* Data excerpts:

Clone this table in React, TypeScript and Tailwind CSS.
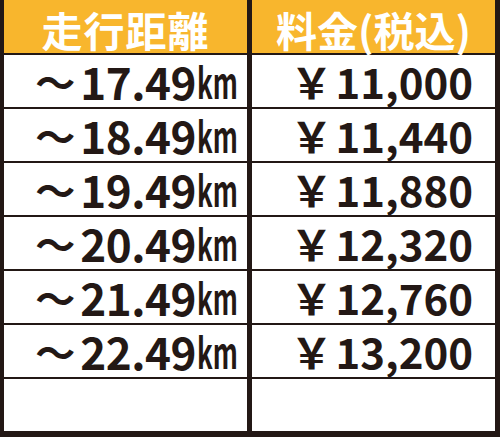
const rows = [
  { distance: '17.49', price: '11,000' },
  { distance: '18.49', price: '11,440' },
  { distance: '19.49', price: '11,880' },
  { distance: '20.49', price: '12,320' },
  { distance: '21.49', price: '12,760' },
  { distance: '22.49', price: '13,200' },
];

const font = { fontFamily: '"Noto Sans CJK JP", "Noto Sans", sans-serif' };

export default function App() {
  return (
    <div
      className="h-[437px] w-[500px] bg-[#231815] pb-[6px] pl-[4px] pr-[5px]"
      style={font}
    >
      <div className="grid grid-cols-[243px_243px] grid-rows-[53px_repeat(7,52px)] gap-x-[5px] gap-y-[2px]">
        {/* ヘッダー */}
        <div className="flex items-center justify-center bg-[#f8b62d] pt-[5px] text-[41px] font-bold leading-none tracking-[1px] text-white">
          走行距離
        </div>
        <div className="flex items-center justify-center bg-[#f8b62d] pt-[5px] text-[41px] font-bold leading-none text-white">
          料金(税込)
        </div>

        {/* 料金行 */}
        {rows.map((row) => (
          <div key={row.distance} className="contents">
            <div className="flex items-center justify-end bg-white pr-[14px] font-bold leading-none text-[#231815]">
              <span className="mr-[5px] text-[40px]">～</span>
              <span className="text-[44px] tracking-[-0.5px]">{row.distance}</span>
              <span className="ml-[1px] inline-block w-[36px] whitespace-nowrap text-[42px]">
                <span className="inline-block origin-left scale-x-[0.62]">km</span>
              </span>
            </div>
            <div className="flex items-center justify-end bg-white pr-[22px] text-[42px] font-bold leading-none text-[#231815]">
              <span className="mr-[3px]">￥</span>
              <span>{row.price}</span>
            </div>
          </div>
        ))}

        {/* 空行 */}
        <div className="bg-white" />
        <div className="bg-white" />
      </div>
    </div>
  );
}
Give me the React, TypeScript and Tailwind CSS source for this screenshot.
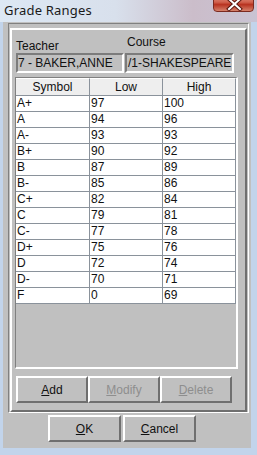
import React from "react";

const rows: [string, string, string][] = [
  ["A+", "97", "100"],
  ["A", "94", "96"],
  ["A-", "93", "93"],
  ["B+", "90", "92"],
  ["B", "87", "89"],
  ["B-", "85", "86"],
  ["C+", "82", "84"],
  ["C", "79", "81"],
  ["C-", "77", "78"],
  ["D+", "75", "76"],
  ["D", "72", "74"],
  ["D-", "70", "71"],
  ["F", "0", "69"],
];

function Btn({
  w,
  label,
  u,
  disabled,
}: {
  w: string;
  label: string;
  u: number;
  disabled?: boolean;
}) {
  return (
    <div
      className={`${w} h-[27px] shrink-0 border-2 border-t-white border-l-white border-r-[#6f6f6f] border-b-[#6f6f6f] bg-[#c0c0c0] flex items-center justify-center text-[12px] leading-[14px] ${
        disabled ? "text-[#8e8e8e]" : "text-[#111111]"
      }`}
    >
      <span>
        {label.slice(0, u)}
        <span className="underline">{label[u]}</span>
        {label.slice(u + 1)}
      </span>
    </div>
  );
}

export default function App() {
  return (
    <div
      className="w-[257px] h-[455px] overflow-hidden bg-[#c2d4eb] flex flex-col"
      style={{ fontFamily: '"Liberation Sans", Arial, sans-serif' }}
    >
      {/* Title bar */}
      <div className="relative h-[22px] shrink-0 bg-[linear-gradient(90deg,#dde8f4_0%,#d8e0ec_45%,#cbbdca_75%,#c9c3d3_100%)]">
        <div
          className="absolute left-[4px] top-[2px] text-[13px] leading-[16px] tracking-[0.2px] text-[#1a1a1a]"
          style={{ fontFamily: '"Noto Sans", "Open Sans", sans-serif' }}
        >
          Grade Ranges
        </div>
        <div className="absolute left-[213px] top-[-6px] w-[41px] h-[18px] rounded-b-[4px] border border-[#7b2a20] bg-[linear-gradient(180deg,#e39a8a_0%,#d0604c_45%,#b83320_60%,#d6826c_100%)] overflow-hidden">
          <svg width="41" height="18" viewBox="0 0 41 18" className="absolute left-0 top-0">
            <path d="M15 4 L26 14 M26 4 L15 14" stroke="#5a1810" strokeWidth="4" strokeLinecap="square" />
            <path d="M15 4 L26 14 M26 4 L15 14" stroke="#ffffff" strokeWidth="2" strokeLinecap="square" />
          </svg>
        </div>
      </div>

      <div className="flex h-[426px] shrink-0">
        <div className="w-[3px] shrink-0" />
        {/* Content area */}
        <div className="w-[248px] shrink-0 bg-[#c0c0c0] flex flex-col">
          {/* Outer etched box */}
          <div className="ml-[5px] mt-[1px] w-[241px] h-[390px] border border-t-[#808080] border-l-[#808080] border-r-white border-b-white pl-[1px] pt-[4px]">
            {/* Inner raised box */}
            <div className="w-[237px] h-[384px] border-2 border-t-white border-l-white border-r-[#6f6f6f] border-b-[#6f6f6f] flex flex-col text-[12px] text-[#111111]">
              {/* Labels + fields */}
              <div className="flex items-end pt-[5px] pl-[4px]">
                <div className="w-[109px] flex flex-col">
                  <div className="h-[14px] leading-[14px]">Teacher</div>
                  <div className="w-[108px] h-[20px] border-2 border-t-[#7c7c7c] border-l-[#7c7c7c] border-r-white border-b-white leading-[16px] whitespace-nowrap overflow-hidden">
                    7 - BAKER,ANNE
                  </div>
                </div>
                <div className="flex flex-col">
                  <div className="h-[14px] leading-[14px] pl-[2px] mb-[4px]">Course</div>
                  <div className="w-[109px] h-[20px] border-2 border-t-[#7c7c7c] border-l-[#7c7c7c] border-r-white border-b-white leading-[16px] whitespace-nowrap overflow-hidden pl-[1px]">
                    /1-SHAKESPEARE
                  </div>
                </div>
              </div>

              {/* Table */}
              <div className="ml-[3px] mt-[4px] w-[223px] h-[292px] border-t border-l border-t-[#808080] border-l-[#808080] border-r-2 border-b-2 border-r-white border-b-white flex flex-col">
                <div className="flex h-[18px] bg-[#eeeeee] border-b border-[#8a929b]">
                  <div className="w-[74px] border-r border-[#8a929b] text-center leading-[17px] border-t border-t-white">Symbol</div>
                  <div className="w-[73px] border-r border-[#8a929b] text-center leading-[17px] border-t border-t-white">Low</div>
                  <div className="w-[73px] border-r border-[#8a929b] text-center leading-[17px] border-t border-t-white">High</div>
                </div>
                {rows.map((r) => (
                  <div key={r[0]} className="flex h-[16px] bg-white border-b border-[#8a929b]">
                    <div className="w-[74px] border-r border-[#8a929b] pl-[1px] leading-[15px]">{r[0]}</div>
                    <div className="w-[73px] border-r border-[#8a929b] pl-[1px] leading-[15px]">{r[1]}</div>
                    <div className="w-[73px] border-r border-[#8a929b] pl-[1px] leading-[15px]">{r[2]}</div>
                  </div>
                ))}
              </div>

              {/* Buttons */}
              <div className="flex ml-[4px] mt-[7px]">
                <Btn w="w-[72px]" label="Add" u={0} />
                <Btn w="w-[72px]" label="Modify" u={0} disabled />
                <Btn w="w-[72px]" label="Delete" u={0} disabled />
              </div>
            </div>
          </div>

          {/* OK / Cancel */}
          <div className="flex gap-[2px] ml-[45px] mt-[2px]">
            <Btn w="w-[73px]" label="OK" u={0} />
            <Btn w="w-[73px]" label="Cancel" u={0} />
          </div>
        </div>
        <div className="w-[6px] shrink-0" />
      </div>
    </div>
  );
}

* Task brief:
Your task is to retype all the entries exactly and leave out any pictures.

* The completed task:
Clone this table in React, TypeScript and Tailwind CSS.
const rows = [
  { distance: '17.49', price: '11,000' },
  { distance: '18.49', price: '11,440' },
  { distance: '19.49', price: '11,880' },
  { distance: '20.49', price: '12,320' },
  { distance: '21.49', price: '12,760' },
  { distance: '22.49', price: '13,200' },
];

const font = { fontFamily: '"Noto Sans CJK JP", "Noto Sans", sans-serif' };

export default function App() {
  return (
    <div
      className="h-[437px] w-[500px] bg-[#231815] pb-[6px] pl-[4px] pr-[5px]"
      style={font}
    >
      <div className="grid grid-cols-[243px_243px] grid-rows-[53px_repeat(7,52px)] gap-x-[5px] gap-y-[2px]">
        {/* ヘッダー */}
        <div className="flex items-center justify-center bg-[#f8b62d] pt-[5px] text-[41px] font-bold leading-none tracking-[1px] text-white">
          走行距離
        </div>
        <div className="flex items-center justify-center bg-[#f8b62d] pt-[5px] text-[41px] font-bold leading-none text-white">
          料金(税込)
        </div>

        {/* 料金行 */}
        {rows.map((row) => (
          <div key={row.distance} className="contents">
            <div className="flex items-center justify-end bg-white pr-[14px] font-bold leading-none text-[#231815]">
              <span className="mr-[5px] text-[40px]">～</span>
              <span className="text-[44px] tracking-[-0.5px]">{row.distance}</span>
              <span className="ml-[1px] inline-block w-[36px] whitespace-nowrap text-[42px]">
                <span className="inline-block origin-left scale-x-[0.62]">km</span>
              </span>
            </div>
            <div className="flex items-center justify-end bg-white pr-[22px] text-[42px] font-bold leading-none text-[#231815]">
              <span className="mr-[3px]">￥</span>
              <span>{row.price}</span>
            </div>
          </div>
        ))}

        {/* 空行 */}
        <div className="bg-white" />
        <div className="bg-white" />
      </div>
    </div>
  );
}
Give me the React, TypeScript and Tailwind CSS source for this screenshot.
import React from "react";

const rows: [string, string, string][] = [
  ["A+", "97", "100"],
  ["A", "94", "96"],
  ["A-", "93", "93"],
  ["B+", "90", "92"],
  ["B", "87", "89"],
  ["B-", "85", "86"],
  ["C+", "82", "84"],
  ["C", "79", "81"],
  ["C-", "77", "78"],
  ["D+", "75", "76"],
  ["D", "72", "74"],
  ["D-", "70", "71"],
  ["F", "0", "69"],
];

function Btn({
  w,
  label,
  u,
  disabled,
}: {
  w: string;
  label: string;
  u: number;
  disabled?: boolean;
}) {
  return (
    <div
      className={`${w} h-[27px] shrink-0 border-2 border-t-white border-l-white border-r-[#6f6f6f] border-b-[#6f6f6f] bg-[#c0c0c0] flex items-center justify-center text-[12px] leading-[14px] ${
        disabled ? "text-[#8e8e8e]" : "text-[#111111]"
      }`}
    >
      <span>
        {label.slice(0, u)}
        <span className="underline">{label[u]}</span>
        {label.slice(u + 1)}
      </span>
    </div>
  );
}

export default function App() {
  return (
    <div
      className="w-[257px] h-[455px] overflow-hidden bg-[#c2d4eb] flex flex-col"
      style={{ fontFamily: '"Liberation Sans", Arial, sans-serif' }}
    >
      {/* Title bar */}
      <div className="relative h-[22px] shrink-0 bg-[linear-gradient(90deg,#dde8f4_0%,#d8e0ec_45%,#cbbdca_75%,#c9c3d3_100%)]">
        <div
          className="absolute left-[4px] top-[2px] text-[13px] leading-[16px] tracking-[0.2px] text-[#1a1a1a]"
          style={{ fontFamily: '"Noto Sans", "Open Sans", sans-serif' }}
        >
          Grade Ranges
        </div>
        <div className="absolute left-[213px] top-[-6px] w-[41px] h-[18px] rounded-b-[4px] border border-[#7b2a20] bg-[linear-gradient(180deg,#e39a8a_0%,#d0604c_45%,#b83320_60%,#d6826c_100%)] overflow-hidden">
          <svg width="41" height="18" viewBox="0 0 41 18" className="absolute left-0 top-0">
            <path d="M15 4 L26 14 M26 4 L15 14" stroke="#5a1810" strokeWidth="4" strokeLinecap="square" />
            <path d="M15 4 L26 14 M26 4 L15 14" stroke="#ffffff" strokeWidth="2" strokeLinecap="square" />
          </svg>
        </div>
      </div>

      <div className="flex h-[426px] shrink-0">
        <div className="w-[3px] shrink-0" />
        {/* Content area */}
        <div className="w-[248px] shrink-0 bg-[#c0c0c0] flex flex-col">
          {/* Outer etched box */}
          <div className="ml-[5px] mt-[1px] w-[241px] h-[390px] border border-t-[#808080] border-l-[#808080] border-r-white border-b-white pl-[1px] pt-[4px]">
            {/* Inner raised box */}
            <div className="w-[237px] h-[384px] border-2 border-t-white border-l-white border-r-[#6f6f6f] border-b-[#6f6f6f] flex flex-col text-[12px] text-[#111111]">
              {/* Labels + fields */}
              <div className="flex items-end pt-[5px] pl-[4px]">
                <div className="w-[109px] flex flex-col">
                  <div className="h-[14px] leading-[14px]">Teacher</div>
                  <div className="w-[108px] h-[20px] border-2 border-t-[#7c7c7c] border-l-[#7c7c7c] border-r-white border-b-white leading-[16px] whitespace-nowrap overflow-hidden">
                    7 - BAKER,ANNE
                  </div>
                </div>
                <div className="flex flex-col">
                  <div className="h-[14px] leading-[14px] pl-[2px] mb-[4px]">Course</div>
                  <div className="w-[109px] h-[20px] border-2 border-t-[#7c7c7c] border-l-[#7c7c7c] border-r-white border-b-white leading-[16px] whitespace-nowrap overflow-hidden pl-[1px]">
                    /1-SHAKESPEARE
                  </div>
                </div>
              </div>

              {/* Table */}
              <div className="ml-[3px] mt-[4px] w-[223px] h-[292px] border-t border-l border-t-[#808080] border-l-[#808080] border-r-2 border-b-2 border-r-white border-b-white flex flex-col">
                <div className="flex h-[18px] bg-[#eeeeee] border-b border-[#8a929b]">
                  <div className="w-[74px] border-r border-[#8a929b] text-center leading-[17px] border-t border-t-white">Symbol</div>
                  <div className="w-[73px] border-r border-[#8a929b] text-center leading-[17px] border-t border-t-white">Low</div>
                  <div className="w-[73px] border-r border-[#8a929b] text-center leading-[17px] border-t border-t-white">High</div>
                </div>
                {rows.map((r) => (
                  <div key={r[0]} className="flex h-[16px] bg-white border-b border-[#8a929b]">
                    <div className="w-[74px] border-r border-[#8a929b] pl-[1px] leading-[15px]">{r[0]}</div>
                    <div className="w-[73px] border-r border-[#8a929b] pl-[1px] leading-[15px]">{r[1]}</div>
                    <div className="w-[73px] border-r border-[#8a929b] pl-[1px] leading-[15px]">{r[2]}</div>
                  </div>
                ))}
              </div>

              {/* Buttons */}
              <div className="flex ml-[4px] mt-[7px]">
                <Btn w="w-[72px]" label="Add" u={0} />
                <Btn w="w-[72px]" label="Modify" u={0} disabled />
                <Btn w="w-[72px]" label="Delete" u={0} disabled />
              </div>
            </div>
          </div>

          {/* OK / Cancel */}
          <div className="flex gap-[2px] ml-[45px] mt-[2px]">
            <Btn w="w-[73px]" label="OK" u={0} />
            <Btn w="w-[73px]" label="Cancel" u={0} />
          </div>
        </div>
        <div className="w-[6px] shrink-0" />
      </div>
    </div>
  );
}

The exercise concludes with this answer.